The title track is a more immediate number that thunders like a Young anthem while Ramada Inn boasts the kind of distortion we all know and love from classics such as Like A Hurricane. For my money, this one is also a tad reminiscent of The Small Faces’ Tin Soldier as it roars like a tiger. In this the lyrics are also much calmer when compared with Born In Ontario, as the latter sees Young’s autobiography entwined with his infamous grumpiness and inner rage.
The second disc opens with Twisted Road or a love letter by Shakey to his principal influences: Bob Dylan, The Grateful Dead and Roy Orbison. Here, he lets the good times roll along to some country twang. It’s a different kind of love and experience to For The Love Of Man where Young pens a song for his wheelchair-bound son and sings with the angels to a rather languid tune. But it’s back to business as he whistles while he works (read: noodles a guitar) on Walk Like A Giant where the climax is a big, black storm.
Psychedelic Pill offers lots of those notes for you and at an hour and a half there is a lot of terrain tackled in this slow-burning and fluid mix. Messer Grump growls his way though pet peeves like MP3 sounds and other modern irritants while also looking back rather wistfully at different chapters in history with a tense, yet keen-eyed amount of nostalgia.

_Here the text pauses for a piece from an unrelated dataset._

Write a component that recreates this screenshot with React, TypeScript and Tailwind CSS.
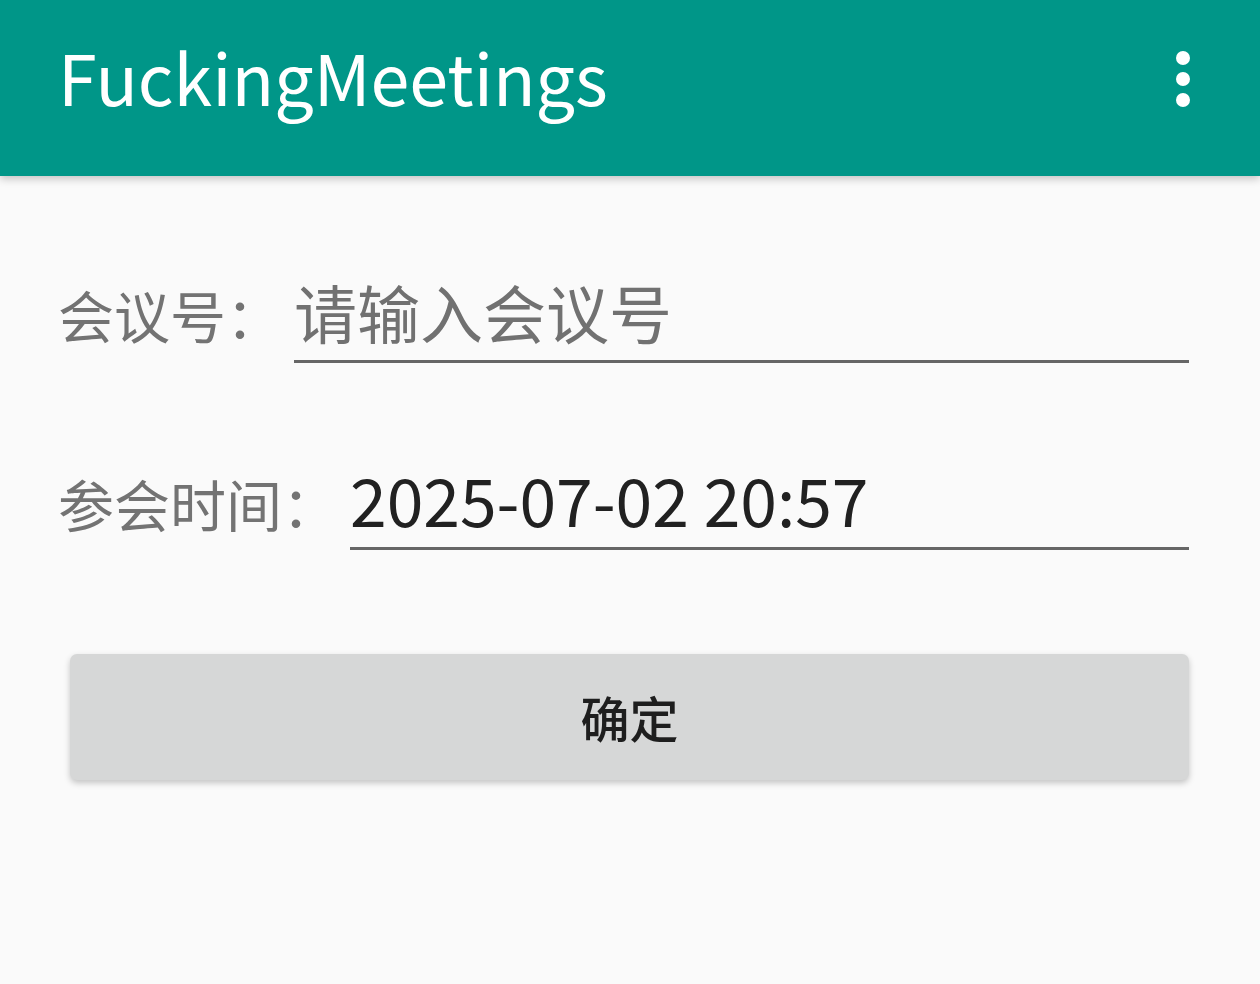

Neil Young’s Psychedelic Pill is full of an organic charm and ragged glory where solos are copious and there are touchstones to just about everything he’s lived through and done before. But rather than be a mere rehash of a life well lived, Mr Neil Young proves there is still a great amount of fire burning in his belly and that there are more inspired moments of le guitar noise yet to come.